I succumbed to my extreme fatigue and increasingly sore quads a bit after 18 and thought this is where the race "ends" and I'll have to walk the rest of the way.  But shockingly, I found myself walking a couple minutes then get enough strength to shuffle to the next mile.  Over and over, I keep doing this....and I was Ecstatic!!   I had no foot pain whatsoever and I was running far more than I thought (albeit at an extremely slow pace...but I was running!) At mile 24, I took out my phone to text Marcia where I was and was beyond happy to see a text from Jen telling me she had just BQ'd at Steamtown that morning.  Dorky me started crying again, I was so happy for her, and when she text me back and told me to get my butt moving, I kicked it into "high gear for dead legs" and cranked out a 9:05 mile to 25.

I walked a teeny bit down the long stretch of downtown before I turned the corner, up the hill, and crossed the finish line.  With a half smile :).

I loved absolutely everything about this race.  I loved the beautiful and diverse course.  The cheering fans.  The perfect fall race weather.  The incredibly frequent and well-stocked aid stations.  The massive amounts of runners who always were cheerful and never complained (seriously, never heard a sole say one bad thing).  The bands, which were more frequent - and louder - than any lame Rock and Roll I've ever done.  And so, so many other things...

I love Marcia and all she did for me the past few days...taking time away from her husband and her wonderful girls to schlep me all over Chicago, then buying me some amazing Chicago deep dish pizza and cupcakes post-race to boot!
I swear I only ate one (in about 3 bites) but I easily could
have eaten them all - even the gummy bears!
But what I'm most happy about is how I performed on race day given all the drama I faced leading up to it. Every single thing I love about running was made manifest on Sunday.   Maybe it was the additional 60% oxygen my lungs were breathing.  Or maybe it was that I have a little experience on my side so I was prepared for how tough this would be.

Or maybe somewhere along that course I made up my mind that this race was a starting point and my crappy 4:41 finish time meant nothing compared to how I was able to dig past my physical weakness and shut out all those mental demons which plague me when I race a marathon.  Oh the irony, huh?  My 4:41 is my worst time ever in a marathon (well, this isn't true, but the worst was eons ago and I won't go there right now) but yet I walked away with my cup so incredibly full.

Thank you, Chicago!  In more ways than one, I think your race was EXACTLY what I needed.  Satisfied, happy, pleased.  Maybe I should not train for any more races and just go and enjoy???  Ha.

I'm ready to make some (big) changes with my running (more on that next time)...but for a couple weeks, I'm going to linger, just for a bit, and relish all the goodness Chicago was.
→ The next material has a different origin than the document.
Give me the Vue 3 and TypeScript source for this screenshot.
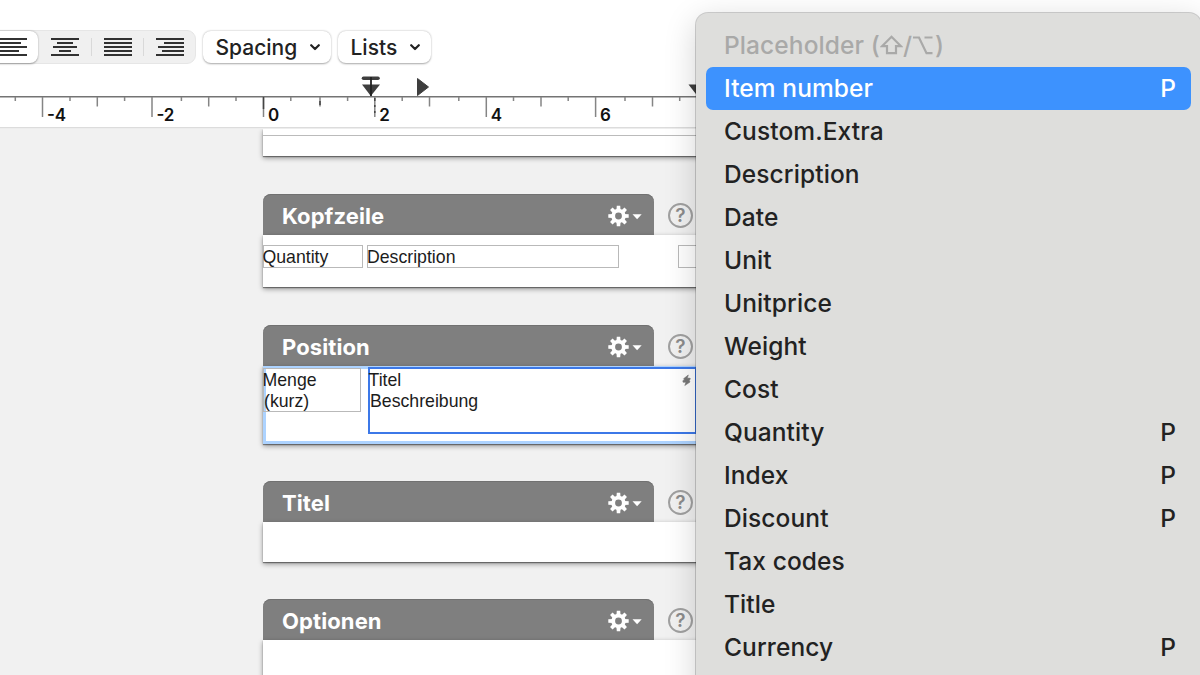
<script setup lang="ts">
interface MenuEntry {
  label: string
  key?: string
  selected?: boolean
}
interface Section {
  id: string
  title: string
}

const entries: MenuEntry[] = [
  { label: 'Item number', key: 'P', selected: true },
  { label: 'Custom.Extra' },
  { label: 'Description' },
  { label: 'Date' },
  { label: 'Unit' },
  { label: 'Unitprice' },
  { label: 'Weight' },
  { label: 'Cost' },
  { label: 'Quantity', key: 'P' },
  { label: 'Index', key: 'P' },
  { label: 'Discount', key: 'P' },
  { label: 'Tax codes' },
  { label: 'Title' },
  { label: 'Currency', key: 'P' },
]

const sections: Section[] = [
  { id: 'kopfzeile', title: 'Kopfzeile' },
  { id: 'position', title: 'Position' },
  { id: 'titel', title: 'Titel' },
  { id: 'optionen', title: 'Optionen' },
]

const alignments: { id: string; lines: [number, number][] }[] = [
  { id: 'left', lines: [[0, 28], [0, 22], [0, 28], [0, 20], [0, 28]] },
  { id: 'center', lines: [[0, 28], [6, 22], [2, 26], [8, 20], [0, 28]] },
  { id: 'justify', lines: [[0, 28], [0, 28], [0, 28], [0, 28], [0, 28]] },
  { id: 'right', lines: [[0, 28], [8, 28], [2, 28], [6, 28], [0, 28]] },
]

const major = [
  { x: 42.5, label: '-4' },
  { x: 152, label: '-2' },
  { x: 263.5, label: '0' },
  { x: 374.8, label: '2' },
  { x: 486.3, label: '4' },
  { x: 595.6, label: '6' },
]
const medium = [97.3, 208.7, 320, 429.5, 541, 652.5]
const minor = [15.3, 70, 124.6, 181.4, 236, 290.8, 347.6, 402.2, 458.8, 513.5, 568.2, 625, 679.7]
const teeth = [0, 45, 90, 135, 180, 225, 270, 315]
</script>

<template>
  <div class="screen">
    <header class="toolbar">
      <div class="segments">
        <div v-for="a in alignments" :key="a.id" class="segment" :class="a.id">
          <svg width="28" height="18" viewBox="0 0 28 18">
            <path
              v-for="(l, i) in a.lines"
              :key="i"
              :d="`M${l[0]} ${1 + i * 4}H${l[1]}`"
              stroke="#1b1b1b"
              stroke-width="1.8"
            />
          </svg>
        </div>
      </div>
      <button class="dropdown spacing">
        <span>Spacing</span>
        <svg width="10" height="7" viewBox="0 0 10 7"><path d="M1.2 1.2 5 5 8.800 1.200" /></svg>
      </button>
      <button class="dropdown lists">
        <span>Lists</span>
        <svg width="10" height="7" viewBox="0 0 10 7"><path d="M1.2 1.2 5 5 8.800 1.200" /></svg>
      </button>
    </header>

    <svg class="ruler" width="1200" height="54" viewBox="0 75 1200 54">
      <path d="M0 96.700H1200" stroke="#747474" stroke-width="1.500" />
      <path v-for="m in major" :key="m.x" :d="`M${m.x} 97V117`" stroke="#858585" stroke-width="1.500" />
      <path v-for="x in medium" :key="x" :d="`M${x} 97V106.500`" stroke="#858585" stroke-width="1.500" />
      <path v-for="x in minor" :key="x" :d="`M${x} 97V101`" stroke="#858585" stroke-width="1.500" />
      <path d="M263.500 97v12M320 101v4M374.800 98v3M374.800 105v2M374.800 111v2" stroke="#444" stroke-width="1.500" />
      <text v-for="m in major" :key="m.label" :x="m.x + 4.400" y="121">{{ m.label }}</text>
      <path d="M363.500 78.200h14.500" stroke="#3e3e3e" stroke-width="3.600" stroke-linecap="round" />
      <path d="M362 84.500h18l-9.200 11.500z" fill="#3e3e3e" />
      <path d="M371 77v19" stroke="#222" stroke-width="1.800" />
      <path d="M417.500 78.500 428.500 87 417.500 95.500z" fill="#3e3e3e" stroke="#3e3e3e" stroke-linejoin="round" />
      <path d="M688.500 84.500h18l-9 11.500z" fill="#3e3e3e" />
      <path d="M0 127.800H1200" stroke="#dcdcdc" stroke-width="1.500" />
    </svg>

    <main class="workspace">
      <div class="sheet previous"></div>
      <section v-for="s in sections" :key="s.id" class="section" :class="s.id">
        <div class="heading">
          <div class="tab">
            <span>{{ s.title }}</span>
            <svg class="gear" width="36" height="22" viewBox="0 0 36 22">
              <g transform="translate(11.500 11)">
                <path
                  v-for="t in teeth"
                  :key="t"
                  :transform="`rotate(${t})`"
                  d="M-2.100 -5.500-1.700 -10.200H1.700L2.100 -5.500z"
                  fill="#fff"
                />
                <circle r="5.300" fill="none" stroke="#fff" stroke-width="3.800" />
              </g>
              <path d="M25.500 9.300h9.200l-4.600 5z" fill="#fff" />
            </svg>
          </div>
          <div class="help">?</div>
        </div>
        <div class="sheet">
          <template v-if="s.id === 'kopfzeile'">
            <div class="field quantity">Quantity</div>
            <div class="field description">Description</div>
            <div class="field more"></div>
          </template>
          <template v-if="s.id === 'position'">
            <div class="field menge">Menge<br />(kurz)</div>
            <div class="field editing">
              <span>Titel<br />Beschreibung</span>
              <svg width="9" height="13" viewBox="0 0 9 13">
                <path
                  d="M6.300 1 1.500 4.800 2.500 5.900 .8 6.800 1.200 8.300 4 8.200 2.800 11.500 8 8 7.200 6.300 8.500 5 7.500 4 5.200 4.300z"
                  fill="#777"
                  stroke="#777"
                  stroke-width=".6"
                />
              </svg>
            </div>
          </template>
        </div>
      </section>
    </main>

    <aside class="menu">
      <div class="caption">
        <span>Placeholder (</span>
        <svg class="shift" width="23" height="20" viewBox="0 0 23 20">
          <path d="M11.500 1.800 21 11.200H16V18.200H7V11.200H2z" />
        </svg>
        <span>/</span>
        <svg class="option" width="22" height="19" viewBox="0 0 22 19">
          <path d="M1 1.500H7L14.500 17.200H20.500M12.500 1.500H20.500" />
        </svg>
        <span class="close">)</span>
      </div>
      <div v-for="e in entries" :key="e.label" class="entry" :class="{ selected: e.selected }">
        <span>{{ e.label }}</span>
        <span v-if="e.key" class="key">{{ e.key }}</span>
      </div>
    </aside>
  </div>
</template>

<style>
body {
  margin: 0;
  overflow: hidden;
}
</style>

<style scoped>
.screen {
  position: relative;
  width: 1200px;
  height: 675px;
  overflow: hidden;
  background: #fff;
  font-family: Inter, 'Liberation Sans', sans-serif;
  color: #222;
}
.toolbar {
  display: flex;
  align-items: center;
  height: 45px;
  padding-top: 24px;
  margin-bottom: 6px;
}
.segments {
  display: flex;
  align-items: center;
  box-sizing: border-box;
  width: 214px;
  height: 34px;
  margin-left: -18px;
  border: 1px solid #e6e6e6;
  border-radius: 9px;
  background: #f0f0f0;
}
.segment {
  display: flex;
  align-items: center;
  justify-content: center;
  width: 52px;
  height: 18px;
  border-left: 1.500px solid #d9d9d9;
  box-sizing: border-box;
}
.segment.center,
.segment.left {
  border-left: 0;
}
.segment.left {
  width: 55px;
  height: 32px;
  padding-left: 5px;
  border-radius: 8px;
  background: #fff;
  box-shadow: 0 0.5px 2px rgba(0, 0, 0, 0.35);
}
.segment.center {
  width: 54px;
}
.dropdown {
  display: flex;
  align-items: center;
  justify-content: space-between;
  box-sizing: border-box;
  height: 32px;
  padding: 2px 11px 0 13px;
  border: 0;
  border-radius: 8px;
  background: #fff;
  box-shadow: 0 0.5px 2px rgba(0, 0, 0, 0.35);
  font-family: inherit;
  font-size: 21px;
  font-weight: 450;
  color: #222;
}
.dropdown span {
  margin-left: -0.5px;
}
.dropdown path {
  fill: none;
  stroke: #222;
  stroke-width: 2.200;
  stroke-linecap: round;
  stroke-linejoin: round;
}
.spacing {
  width: 128px;
  margin-left: 7px;
}
.lists {
  width: 93px;
  margin-left: 7px;
}
.ruler {
  display: block;
}
.ruler text {
  font-size: 17px;
  font-weight: 600;
  fill: #111;
}
.workspace {
  display: flow-root;
  height: 546px;
  background: #f1f1f1;
}
.sheet {
  position: relative;
  display: flex;
  box-sizing: border-box;
  width: 600px;
  margin-left: 263px;
  background: #fff;
  box-shadow: 0 1px 1px rgba(0, 0, 0, 0.4), 0 2px 5px rgba(0, 0, 0, 0.4);
}
.previous {
  height: 27px;
  clip-path: inset(0 0 -10px -10px);
}
.previous::before {
  content: '';
  width: 100%;
  height: 7px;
  box-sizing: border-box;
  border-bottom: 1px solid #bbb;
}
.section {
  margin-top: 38px;
}
.heading {
  display: flex;
  align-items: center;
  height: 41px;
  margin-left: 263px;
}
.tab {
  display: flex;
  align-items: center;
  justify-content: space-between;
  box-sizing: border-box;
  width: 391px;
  height: 100%;
  padding: 2px 11px 0 19px;
  border-radius: 8px 8px 0 0;
  background: #7f7f7f;
  box-shadow: inset 0 1px 0 #717171;
  color: #fff;
  font-size: 22px;
  font-weight: 700;
  letter-spacing: 0.1px;
}
.help {
  display: flex;
  align-items: center;
  justify-content: center;
  box-sizing: border-box;
  width: 25px;
  height: 25px;
  margin: 2px 0 0 14px;
  border: 2px solid #a0a0a0;
  border-radius: 50%;
  color: #8c8c8c;
  font-size: 19px;
  font-weight: 600;
}
.kopfzeile .sheet {
  height: 52px;
  padding-top: 10px;
}
.position .sheet {
  height: 78px;
  border: 3px solid #add3ff;
  border-right: 0;
}
.titel .sheet {
  height: 40px;
}
.optionen .sheet {
  height: 70px;
}
.titel {
  margin-top: 37px;
}
.optionen {
  margin-top: 37px;
}
.field {
  box-sizing: border-box;
  border: 1px solid #b9b9b9;
  font-family: 'Liberation Sans', Arial, sans-serif;
  font-size: 17.700px;
  line-height: 21.500px;
  color: #1c1c1c;
}
.quantity {
  width: 100px;
  height: 23px;
  padding-top: 1px;
  text-indent: -1.500px;
}
.description {
  width: 252px;
  height: 23px;
  padding-top: 1px;
  margin-left: 4px;
  text-indent: -1px;
}
.more {
  width: 60px;
  height: 23px;
  margin-left: 59px;
}
.menge {
  width: 98px;
  height: 44px;
  margin: -1px 0 0 -3px;
  padding-top: 1px;
  line-height: 21px;
}
.menge,
.editing span {
  text-indent: -1.500px;
}
.editing {
  display: flex;
  justify-content: space-between;
  width: 329px;
  height: 67px;
  margin: -2px 0 0 7px;
  padding: 1px 4px 0 0;
  border: 2px solid #3c78e8;
  line-height: 21px;
}
.editing svg {
  margin-top: 4px;
}
.menu {
  position: absolute;
  top: 13px;
  left: 696px;
  box-sizing: border-box;
  width: 505px;
  height: 700px;
  padding: 11px 10px;
  border-radius: 12px;
  background: #dededc;
  box-shadow: 0 0 0 1px rgba(0, 0, 0, 0.18), 0 8px 32px rgba(0, 0, 0, 0.18);
  font-size: 24.500px;
  font-weight: 450;
}
.caption,
.entry {
  display: flex;
  align-items: center;
  box-sizing: border-box;
  height: 43px;
  padding: 0 15px 1px 18px;
  letter-spacing: 0.1px;
}
.caption {
  color: #a9a9a8;
}
.caption svg {
  fill: none;
  stroke: #a9a9a8;
  stroke-width: 2.200;
}
.close {
  margin-left: 1px;
}
.entry {
  justify-content: space-between;
}
.selected {
  border-radius: 7px;
  background: #3d92fe;
  color: #fff;
}
</style>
Oh look, another shirt! :)

Friday, October 5, 2012

Chicago Bound

It's time!  Chicago's calling my name so it's time to pack, re-pack and then pack some more.  The weather couldn't be more ideal for race day....for all those who have shied away from running Chicago because of it's notoriously HOT conditions, check this out....

SunOct 7

Partly Cloudy
Partly Cloudy
W at 9 mph

I know - I am crying....CRYING!  Figures the ONE time Chicago has perfect running conditions is the year I haven't trained and not able to actually race this damn thing.  Royally bummed out about this, but at least I won't be walking in sweltering conditions and instead get to walk in nice, cool, sunny conditions.

This is life.  It's not always fair - I know this well.

I have to laugh though, This perfect weather for Sunday's race can only mean one thing ..... next year the temps are going to be blazing hot!!!  Seriously, this is Newton's law.  Or Murphy's.  Or someone's.  So I apologize in advance to those of you who have Chicago on your wishlist for next year.  This girl is doing Chicago this year, craptastically and all, then I am done with it; it's the 3rd time I've tried to run Chicago, the only time I actually am, and I think it's just jinxed for me.  Yes, I am extremely superstitious!

My foot hasn't been the happiest since my last post.  I can't figure out what shoe it likes best, so I may be carrying a backpack full of various shoes along the Chicago course.  I won't look like some crazed serial killer dressed entirely in black (Marcia said black attire will make me faster...I will take anything - and ALL - I can get!), will I?

So it's time to go.  No, this isn't the race I dreamed up months ago when I signed up.  Truth be told, no race has this year and that's something I vow to fix.  Thankfully there's a 2013 and I plan to rectify this running gig, but until then... Chicago awaits.  I will go...I will savor every second out there by soaking up the experience.  Experiencing all the diversity of neighborhoods; listening to the sounds each mile brings me; watch the Sear's Tower disappear as I travel away, then reappear as I get close to the finish (thanks, Marcia :)).  No matter how painful my foot - or the long ticking clock is, I GET to run the Chicago Marathon - and I will be grateful every step of the way (and I will try not to cry when I see my all-time personal worst marathon finish time :)).

Until next time....

Run strong, my friends!

- Jill

P.S. I apologize for being blog absent the past couple weeks....I got a new job and add that to the band board prez thingie in prime marching band season.  Holy crap!